Lispex Vouch

Attach receipts to small decision rules. Keep a record you can check offline, and compare corpora when a rule changes.

Lispex Vouch is not a framework for building apps. It is a way to attach receipts to the small decision rules inside one. No screens, no servers, no databases live here. You pull out one judgement that may need explaining later, write it as a small Lispex rule, and each recorded answer gets a file you can check later. The reference interpreter is still what runs Lispex programs.

The questions it answers

Some of the judgements your code makes come back as questions later.

  • Support asks why an order was refused an automatic refund. You need a concrete record of what was written down for that rule and input three months ago.
  • You want to change the discount rule. Before merging, you want a list of last quarter's orders whose discount would come out differently under the new rule.
  • You maintain rules like approval limits or access decisions, the kind where an audit or a review asks you to show your grounds.

Rules like these are usually a tiny slice of the codebase. Lispex Vouch takes on only that slice.

One rule, end to end

The word rule stays abstract until you see one, so here is the whole thing. Say a refund is approved automatically when the order is within fourteen days of delivery and unopened.

LISPEX
(define (refund-auto-approved? days-since-delivery opened?)
  (and (<= days-since-delivery 14)
       (not opened?)))

(refund-auto-approved? 9 #f)  ; ⇒ #t

The host application passes the inputs in as arguments, and they are pinned exactly as given. Pin nine days since delivery and unopened, evaluate, and the answer is #t. In the Lispex Vouch workflow, that evaluation leaves a receipt file, csk.differential-receipt/v0, which records the rule, the pinned input, and the answer together with hashes. Commit the receipt next to the rule, and three months later the question "why did we answer that then" starts from a concrete file instead of memory. A receipt is a record, not a proof. It shows what was written down at evaluation time, and it is only as trustworthy as the process that produced it. Starting with v1.3.4, the native standalone binary is the public receipt generator.

You can paste this rule into the Playground right now. How to choose what belongs in a rule, and more realistic examples, are covered in the Writing Decision Rules guide.

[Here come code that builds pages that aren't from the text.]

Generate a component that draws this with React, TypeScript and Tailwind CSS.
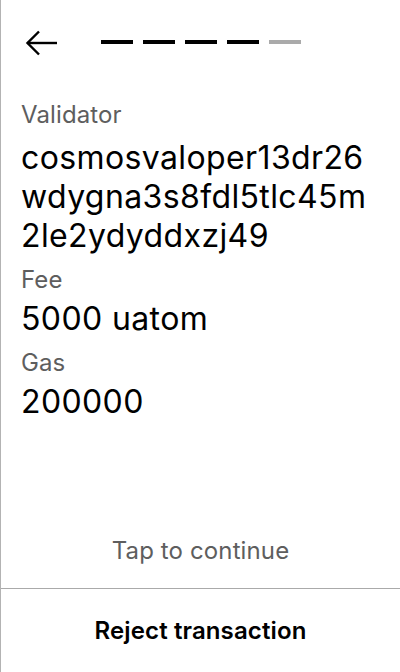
import React from "react";

type Field = { label: string; value: string };

const fields: Field[] = [
  { label: "Validator", value: "cosmosvaloper13dr26\nwdygna3s8fdl5tlc45m\n2le2ydyddxzj49" },
  { label: "Fee", value: "5000 uatom" },
  { label: "Gas", value: "200000" },
];

const steps = [true, true, true, true, false];

const App: React.FC = () => {
  return (
    <div className="flex h-[672px] w-[400px] flex-col border-l border-[#b3b3b3] bg-white font-['Inter',sans-serif] text-black">
      {/* header: back + progress */}
      <div className="flex items-start px-[24px] pt-[30px]">
        <button className="h-[26px] w-[33px]" aria-label="Back">
          <svg viewBox="0 0 33 26" width="33" height="26" fill="none" stroke="black" strokeWidth="2.4">
            <path d="M32 13H2.5" />
            <path d="M14 1.5L2.5 13L14 24.5" />
          </svg>
        </button>
        <div className="ml-[43px] mt-[10px] flex gap-[10px]">
          {steps.map((done, i) => (
            <span key={i} className={done ? "h-1 w-8 bg-black" : "h-1 w-8 bg-[#aaaaaa]"} />
          ))}
        </div>
      </div>

      <div className="mt-[44px] px-5">
        {fields.map((f, i) => (
          <div key={f.label} className={i === 0 ? "" : "mt-[10px]"}>
            <p className="text-[24px] leading-[30px] tracking-[0.005em] text-[#5e5e5e]">{f.label}</p>
            <p
              className={
                i === 0
                  ? "mt-2 whitespace-pre-line text-[32px] leading-[39px] tracking-[0.012em]"
                  : "mt-1 text-[32px] leading-[39px] tracking-[0.012em]"
              }
            >
              {f.value}
            </p>
          </div>
        ))}
      </div>

      <div className="flex-1" />

      <p className="pb-[22px] text-center text-[24px] leading-[30px] tracking-[0.005em] text-[#5e5e5e]">
        Tap to continue
      </p>
      <button className="flex h-[84px] items-center justify-center border-t border-[#aaaaaa] text-[24px] font-semibold tracking-[0.005em]">
        Reject transaction
      </button>
    </div>
  );
};

export default App;
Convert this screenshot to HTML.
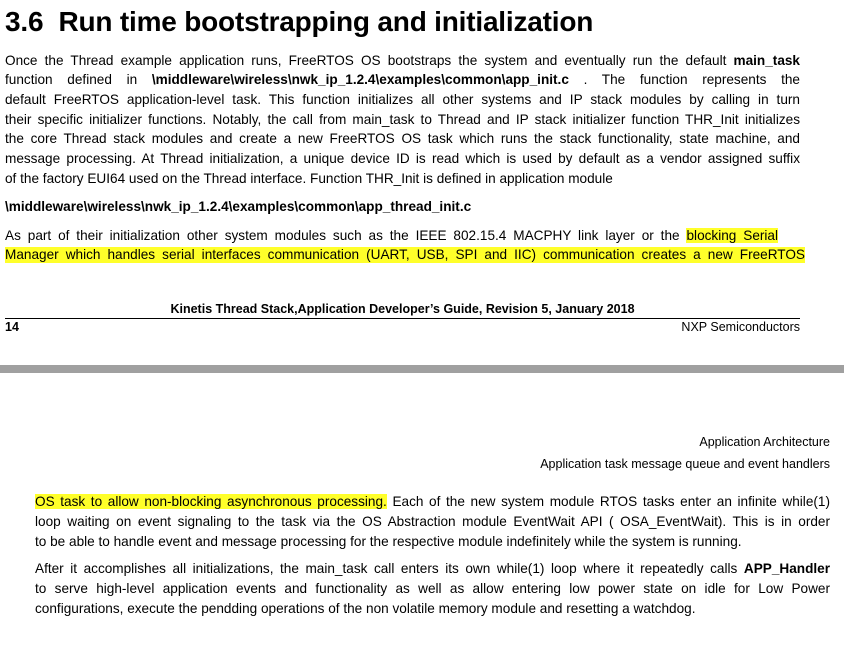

What the Vouch commands answer

lispex diff-receipt --input <datum-file> <rule.lspx> generates a receipt with the native standalone binary. It evaluates a rule against a pinned datum and writes csk.differential-receipt/v0 JSON to stdout.

BASH
lispex diff-receipt --input inputs/refund-2026-03-0412.datum rules/refund.lspx > receipts/refund-2026-03-0412.json

lispex verify <receipt> checks that a receipt file holds together. It validates the schema, recomputes the hashes the receipt carries, and with --source confirms that a local rule file matches the recorded source hash. Run it when an old receipt resurfaces in a support case, an audit, or a handover and you want to know the file has not drifted. It works offline, with no network and no service. It does not re-run the evaluation, and it cannot tell you whether the receipt was generated honestly, who applied the decision, or when. A passing check means the file is consistent with itself and with the rule text you point it at, nothing more.

BASH
lispex verify receipts/refund-2026-03-0412.json

lispex replay <corpus> --against <version-or-receipts-dir> answers "if I change the rule, which past answers move". Run it before merging a rule change. It compares the committed decision corpus against a version pin or a directory of receipts and reports exactly which answers differ.

BASH
lispex replay decisions/refund --against receipts/2026-Q1

What a receipt says, and what it doesn't

A receipt records a specific rule, a pinned input, and an answer, then binds that record to hashes. It shows whether the recorded artifacts agree with each other. It does not prove that the receipt was generated honestly, that a real system treated a customer according to that answer, when, or by whom, and it is not a substitute for review. Those belong to separate signing, timestamping, deployment, and review layers.

The npm distribution of verify and replay is a checker for public-spec artifacts. It inspects bytes and hashes. It does not execute Lispex source and does not replace the reference interpreter.

The conditions of the checked subset

None of this works unless the same rule over the same input always gives the same answer. So Lispex Vouch operates only on a slice of Lispex closed off for exactly that.

  • a fixed set of forms in the R7RS tradition, with no macros and no ambient state
  • pinned builtins, with inputs bound explicitly by the host rather than fetched by the rule
  • receipts and the other outputs follow byte-exact JSON contracts

Lispex code outside these conditions still runs fine. The receipt promise simply holds only inside the subset.

What you can do today, and what is coming

  • Rules themselves evaluate right now in the Playground.
  • The native standalone binary generates receipts with lispex diff-receipt.
  • The CLI installed with npm install -g lispex runs files with lispex run and checks existing receipts and corpora with lispex verify and lispex replay. It does not generate receipts. Command examples are in Getting Started.
  • The browser Playground runs snippets only. It does not generate receipts.
  • The public mirror and release bundle include examples/vouch-loop, a one-rule corpus that runs generation, verification, and replay with no private repository state.